= Provided data =
· · ·
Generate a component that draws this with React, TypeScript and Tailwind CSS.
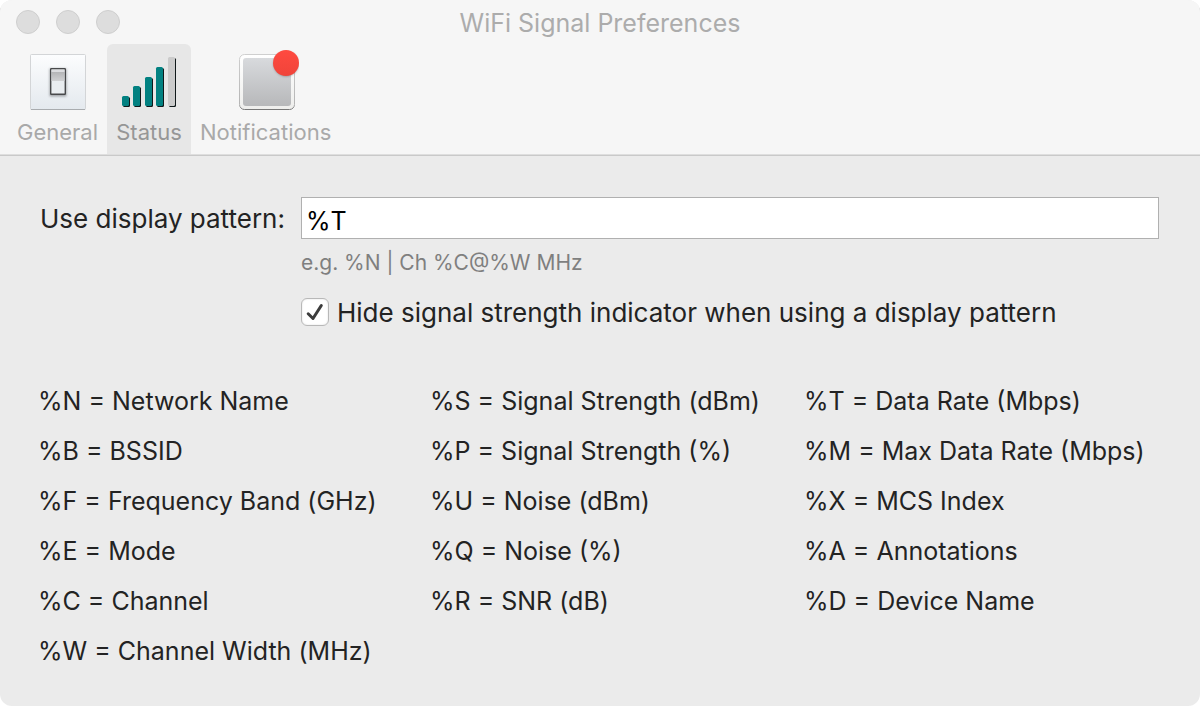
import { useState } from "react";
import type { ReactNode } from "react";

const codes: string[][] = [
  [
    "%N = Network Name",
    "%B = BSSID",
    "%F = Frequency Band (GHz)",
    "%E = Mode",
    "%C = Channel",
    "%W = Channel Width (MHz)",
  ],
  [
    "%S = Signal Strength (dBm)",
    "%P = Signal Strength (%)",
    "%U = Noise (dBm)",
    "%Q = Noise (%)",
    "%R = SNR (dB)",
  ],
  [
    "%T = Data Rate (Mbps)",
    "%M = Max Data Rate (Mbps)",
    "%X = MCS Index",
    "%A = Annotations",
    "%D = Device Name",
  ],
];

function SwitchIcon() {
  return (
    <svg viewBox="0 0 64 64" className="size-16" aria-hidden="true">
      <defs>
        <linearGradient id="plate" x1="0" y1="0" x2="0" y2="1">
          <stop offset="0" stopColor="#fcfdfe" />
          <stop offset="1" stopColor="#e4e9ee" />
        </linearGradient>
        <linearGradient id="rocker" x1="0" y1="0" x2="0" y2="1">
          <stop offset="0" stopColor="#b4b5b7" />
          <stop offset="1" stopColor="#d0d1d3" />
        </linearGradient>
        <filter id="rockerGlow" x="-50%" y="-50%" width="200%" height="200%">
          <feGaussianBlur stdDeviation="1" />
        </filter>
      </defs>
      <rect x="4.5" y="4.5" width="55" height="55" rx="1" fill="url(#plate)" stroke="#d3d5d7" />
      <path d="M5 59.5h54" stroke="#a9acaf" />
      <rect x="23.5" y="18.5" width="17" height="28" rx="1" fill="#8c8f93" opacity=".8" filter="url(#rockerGlow)" />
      <rect x="24.7" y="18.7" width="14.6" height="25.6" rx=".6" fill="#e9edf0" stroke="#48494b" strokeWidth="1.4" />
      <path d="M25.5 19.5h13v2.5h-13z" fill="#dcdde0" />
      <path d="M25.5 22h13v9h-13z" fill="url(#rocker)" />
    </svg>
  );
}

const bars = [
  { x: 15, y: 46, height: 10 },
  { x: 26, y: 36, height: 20 },
  { x: 38, y: 27, height: 29 },
  { x: 49, y: 17, height: 39 },
  { x: 61, y: 7, height: 49 },
];

function SignalIcon() {
  return (
    <svg viewBox="0 0 84 64" className="h-16 w-21" aria-hidden="true">
      {bars.map((bar, i) => (
        <g key={bar.x}>
          <rect x={bar.x + 1} y={bar.y + 1} width="7" height={bar.height} rx="1.5" fill="#10191a" />
          <rect x={bar.x} y={bar.y} width="7" height={bar.height} rx="1.5" fill={i === 4 ? "#cbcbcb" : "#028181"} />
        </g>
      ))}
    </svg>
  );
}

function BadgeIcon() {
  return (
    <svg viewBox="0 0 66 64" className="h-16 w-[66px]" aria-hidden="true">
      <defs>
        <linearGradient id="frame" x1="0" y1="0" x2="0" y2="1">
          <stop offset="0" stopColor="#ffffff" />
          <stop offset="1" stopColor="#eeeeec" />
        </linearGradient>
        <linearGradient id="frameEdge" x1="0" y1="0" x2="0" y2="1">
          <stop offset="0" stopColor="#cfcfcf" />
          <stop offset=".9" stopColor="#b5b5b5" />
          <stop offset="1" stopColor="#777777" />
        </linearGradient>
        <linearGradient id="panel" x1="0" y1="0" x2="0" y2="1">
          <stop offset="0" stopColor="#d8dadd" />
          <stop offset="1" stopColor="#b7b8ba" />
        </linearGradient>
        <linearGradient id="dot" x1="0" y1="0" x2="0" y2="1">
          <stop offset="0" stopColor="#ff4a40" />
          <stop offset="1" stopColor="#f0443a" />
        </linearGradient>
        <filter id="dotShadow" x="-30%" y="-30%" width="160%" height="160%">
          <feGaussianBlur stdDeviation="1" />
        </filter>
      </defs>
      <rect x="6.5" y="4.5" width="55" height="55" rx="5" fill="url(#frame)" stroke="url(#frameEdge)" />
      <rect x="10" y="8" width="48" height="48" rx="3" fill="url(#panel)" />
      <circle cx="53" cy="14" r="12.5" fill="#555" opacity=".5" filter="url(#dotShadow)" />
      <circle cx="53" cy="13" r="13" fill="url(#dot)" />
    </svg>
  );
}

function Tab({ label, icon, selected = false }: { label: string; icon: ReactNode; selected?: boolean }) {
  return (
    <button
      type="button"
      role="tab"
      aria-selected={selected}
      className={
        selected
          ? "flex flex-col items-center rounded-t-md bg-[#e7e7e7] px-2 pt-1.5 pb-1 text-[#969696]"
          : "flex flex-col items-center px-[9px] pt-1.5 pb-1 text-[#a9a9a9]"
      }
    >
      <span className="-mx-2 flex">{icon}</span>
      <span className="text-[22px] leading-9">{label}</span>
    </button>
  );
}

export default function App() {
  const [pattern, setPattern] = useState("%T");
  const [hidden, setHidden] = useState(true);

  return (
    <main className="flex min-h-screen flex-col overflow-hidden rounded-xl bg-[#ebebeb] font-['Inter','Liberation_Sans',sans-serif] text-[25px] leading-[30px] text-[#232323]">
      <header className="border-b border-[#dedede] bg-[#f6f6f6] shadow-[0_1px_0_#c9c9c9]">
        <div className="grid h-11 grid-cols-[1fr_auto_1fr] items-center px-4">
          <div className="flex gap-4">
            <button type="button" aria-label="Close" className="size-6 rounded-full border border-[#cecece] bg-[#dddddd]" />
            <button type="button" aria-label="Minimize" className="size-6 rounded-full border border-[#cecece] bg-[#dddddd]" />
            <button type="button" aria-label="Zoom" className="size-6 rounded-full border border-[#cecece] bg-[#dddddd]" />
          </div>
          <h1 className="pt-0.5 text-[#acacac]">WiFi Signal Preferences</h1>
        </div>
        <div role="tablist" className="flex px-2">
          <Tab label="General" icon={<SwitchIcon />} />
          <Tab label="Status" icon={<SignalIcon />} selected />
          <Tab label="Notifications" icon={<BadgeIcon />} />
        </div>
      </header>

      <section className="pt-[42px] pr-[41px] pl-10">
        <div className="grid grid-cols-[auto_1fr] gap-x-4 text-[26px]">
          <label htmlFor="pattern" className="self-center pt-0.5">
            Use display pattern:
          </label>
          <input
            id="pattern"
            type="text"
            value={pattern}
            onChange={(e) => setPattern(e.target.value)}
            className="h-[42px] w-full border border-[#b0b0b0] bg-white px-1 pt-1.5 text-[25px] text-black outline-none"
          />
          <p className="col-start-2 pt-[9px] text-[21px] text-[#7f7f7f]">e.g. %N | Ch %C@%W MHz</p>
          <div className="col-start-2 flex items-center gap-2 pt-[18px]">
            <span className="relative flex">
              <input
                id="hide"
                type="checkbox"
                checked={hidden}
                onChange={(e) => setHidden(e.target.checked)}
                className="size-7 appearance-none rounded-md border border-[#b8b8b8] bg-white shadow-[inset_0_0_2px_#dddddd]"
              />
              {hidden && (
                <svg viewBox="0 0 28 28" className="pointer-events-none absolute inset-0 size-7" aria-hidden="true">
                  <path d="M7.2 15.8 12 20.5 20.3 7.5" fill="none" stroke="#3c3c3c" strokeWidth="3" strokeLinecap="round" strokeLinejoin="round" />
                </svg>
              )}
            </span>
            <label htmlFor="hide" className="pt-0.5">
              Hide signal strength indicator when using a display pattern
            </label>
          </div>
        </div>
      </section>

      <section className="grid grid-cols-[392fr_374fr_354fr] pt-12 pr-[42px] pb-6 pl-[38px]">
        {codes.map((column) => (
          <ul key={column[0]}>
            {column.map((code) => (
              <li key={code} className="leading-[50px] whitespace-nowrap">
                {code}
              </li>
            ))}
          </ul>
        ))}
      </section>
    </main>
  );
}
· · ·
= Exercise =
Transcribe all the data word for word; the images stay out.

= Exercise response =
Generate a component that draws this with React, TypeScript and Tailwind CSS.
import { useState } from "react";
import type { ReactNode } from "react";

const codes: string[][] = [
  [
    "%N = Network Name",
    "%B = BSSID",
    "%F = Frequency Band (GHz)",
    "%E = Mode",
    "%C = Channel",
    "%W = Channel Width (MHz)",
  ],
  [
    "%S = Signal Strength (dBm)",
    "%P = Signal Strength (%)",
    "%U = Noise (dBm)",
    "%Q = Noise (%)",
    "%R = SNR (dB)",
  ],
  [
    "%T = Data Rate (Mbps)",
    "%M = Max Data Rate (Mbps)",
    "%X = MCS Index",
    "%A = Annotations",
    "%D = Device Name",
  ],
];

function SwitchIcon() {
  return (
    <svg viewBox="0 0 64 64" className="size-16" aria-hidden="true">
      <defs>
        <linearGradient id="plate" x1="0" y1="0" x2="0" y2="1">
          <stop offset="0" stopColor="#fcfdfe" />
          <stop offset="1" stopColor="#e4e9ee" />
        </linearGradient>
        <linearGradient id="rocker" x1="0" y1="0" x2="0" y2="1">
          <stop offset="0" stopColor="#b4b5b7" />
          <stop offset="1" stopColor="#d0d1d3" />
        </linearGradient>
        <filter id="rockerGlow" x="-50%" y="-50%" width="200%" height="200%">
          <feGaussianBlur stdDeviation="1" />
        </filter>
      </defs>
      <rect x="4.5" y="4.5" width="55" height="55" rx="1" fill="url(#plate)" stroke="#d3d5d7" />
      <path d="M5 59.5h54" stroke="#a9acaf" />
      <rect x="23.5" y="18.5" width="17" height="28" rx="1" fill="#8c8f93" opacity=".8" filter="url(#rockerGlow)" />
      <rect x="24.7" y="18.7" width="14.6" height="25.6" rx=".6" fill="#e9edf0" stroke="#48494b" strokeWidth="1.4" />
      <path d="M25.5 19.5h13v2.5h-13z" fill="#dcdde0" />
      <path d="M25.5 22h13v9h-13z" fill="url(#rocker)" />
    </svg>
  );
}

const bars = [
  { x: 15, y: 46, height: 10 },
  { x: 26, y: 36, height: 20 },
  { x: 38, y: 27, height: 29 },
  { x: 49, y: 17, height: 39 },
  { x: 61, y: 7, height: 49 },
];

function SignalIcon() {
  return (
    <svg viewBox="0 0 84 64" className="h-16 w-21" aria-hidden="true">
      {bars.map((bar, i) => (
        <g key={bar.x}>
          <rect x={bar.x + 1} y={bar.y + 1} width="7" height={bar.height} rx="1.5" fill="#10191a" />
          <rect x={bar.x} y={bar.y} width="7" height={bar.height} rx="1.5" fill={i === 4 ? "#cbcbcb" : "#028181"} />
        </g>
      ))}
    </svg>
  );
}

function BadgeIcon() {
  return (
    <svg viewBox="0 0 66 64" className="h-16 w-[66px]" aria-hidden="true">
      <defs>
        <linearGradient id="frame" x1="0" y1="0" x2="0" y2="1">
          <stop offset="0" stopColor="#ffffff" />
          <stop offset="1" stopColor="#eeeeec" />
        </linearGradient>
        <linearGradient id="frameEdge" x1="0" y1="0" x2="0" y2="1">
          <stop offset="0" stopColor="#cfcfcf" />
          <stop offset=".9" stopColor="#b5b5b5" />
          <stop offset="1" stopColor="#777777" />
        </linearGradient>
        <linearGradient id="panel" x1="0" y1="0" x2="0" y2="1">
          <stop offset="0" stopColor="#d8dadd" />
          <stop offset="1" stopColor="#b7b8ba" />
        </linearGradient>
        <linearGradient id="dot" x1="0" y1="0" x2="0" y2="1">
          <stop offset="0" stopColor="#ff4a40" />
          <stop offset="1" stopColor="#f0443a" />
        </linearGradient>
        <filter id="dotShadow" x="-30%" y="-30%" width="160%" height="160%">
          <feGaussianBlur stdDeviation="1" />
        </filter>
      </defs>
      <rect x="6.5" y="4.5" width="55" height="55" rx="5" fill="url(#frame)" stroke="url(#frameEdge)" />
      <rect x="10" y="8" width="48" height="48" rx="3" fill="url(#panel)" />
      <circle cx="53" cy="14" r="12.5" fill="#555" opacity=".5" filter="url(#dotShadow)" />
      <circle cx="53" cy="13" r="13" fill="url(#dot)" />
    </svg>
  );
}

function Tab({ label, icon, selected = false }: { label: string; icon: ReactNode; selected?: boolean }) {
  return (
    <button
      type="button"
      role="tab"
      aria-selected={selected}
      className={
        selected
          ? "flex flex-col items-center rounded-t-md bg-[#e7e7e7] px-2 pt-1.5 pb-1 text-[#969696]"
          : "flex flex-col items-center px-[9px] pt-1.5 pb-1 text-[#a9a9a9]"
      }
    >
      <span className="-mx-2 flex">{icon}</span>
      <span className="text-[22px] leading-9">{label}</span>
    </button>
  );
}

export default function App() {
  const [pattern, setPattern] = useState("%T");
  const [hidden, setHidden] = useState(true);

  return (
    <main className="flex min-h-screen flex-col overflow-hidden rounded-xl bg-[#ebebeb] font-['Inter','Liberation_Sans',sans-serif] text-[25px] leading-[30px] text-[#232323]">
      <header className="border-b border-[#dedede] bg-[#f6f6f6] shadow-[0_1px_0_#c9c9c9]">
        <div className="grid h-11 grid-cols-[1fr_auto_1fr] items-center px-4">
          <div className="flex gap-4">
            <button type="button" aria-label="Close" className="size-6 rounded-full border border-[#cecece] bg-[#dddddd]" />
            <button type="button" aria-label="Minimize" className="size-6 rounded-full border border-[#cecece] bg-[#dddddd]" />
            <button type="button" aria-label="Zoom" className="size-6 rounded-full border border-[#cecece] bg-[#dddddd]" />
          </div>
          <h1 className="pt-0.5 text-[#acacac]">WiFi Signal Preferences</h1>
        </div>
        <div role="tablist" className="flex px-2">
          <Tab label="General" icon={<SwitchIcon />} />
          <Tab label="Status" icon={<SignalIcon />} selected />
          <Tab label="Notifications" icon={<BadgeIcon />} />
        </div>
      </header>

      <section className="pt-[42px] pr-[41px] pl-10">
        <div className="grid grid-cols-[auto_1fr] gap-x-4 text-[26px]">
          <label htmlFor="pattern" className="self-center pt-0.5">
            Use display pattern:
          </label>
          <input
            id="pattern"
            type="text"
            value={pattern}
            onChange={(e) => setPattern(e.target.value)}
            className="h-[42px] w-full border border-[#b0b0b0] bg-white px-1 pt-1.5 text-[25px] text-black outline-none"
          />
          <p className="col-start-2 pt-[9px] text-[21px] text-[#7f7f7f]">e.g. %N | Ch %C@%W MHz</p>
          <div className="col-start-2 flex items-center gap-2 pt-[18px]">
            <span className="relative flex">
              <input
                id="hide"
                type="checkbox"
                checked={hidden}
                onChange={(e) => setHidden(e.target.checked)}
                className="size-7 appearance-none rounded-md border border-[#b8b8b8] bg-white shadow-[inset_0_0_2px_#dddddd]"
              />
              {hidden && (
                <svg viewBox="0 0 28 28" className="pointer-events-none absolute inset-0 size-7" aria-hidden="true">
                  <path d="M7.2 15.8 12 20.5 20.3 7.5" fill="none" stroke="#3c3c3c" strokeWidth="3" strokeLinecap="round" strokeLinejoin="round" />
                </svg>
              )}
            </span>
            <label htmlFor="hide" className="pt-0.5">
              Hide signal strength indicator when using a display pattern
            </label>
          </div>
        </div>
      </section>

      <section className="grid grid-cols-[392fr_374fr_354fr] pt-12 pr-[42px] pb-6 pl-[38px]">
        {codes.map((column) => (
          <ul key={column[0]}>
            {column.map((code) => (
              <li key={code} className="leading-[50px] whitespace-nowrap">
                {code}
              </li>
            ))}
          </ul>
        ))}
      </section>
    </main>
  );
}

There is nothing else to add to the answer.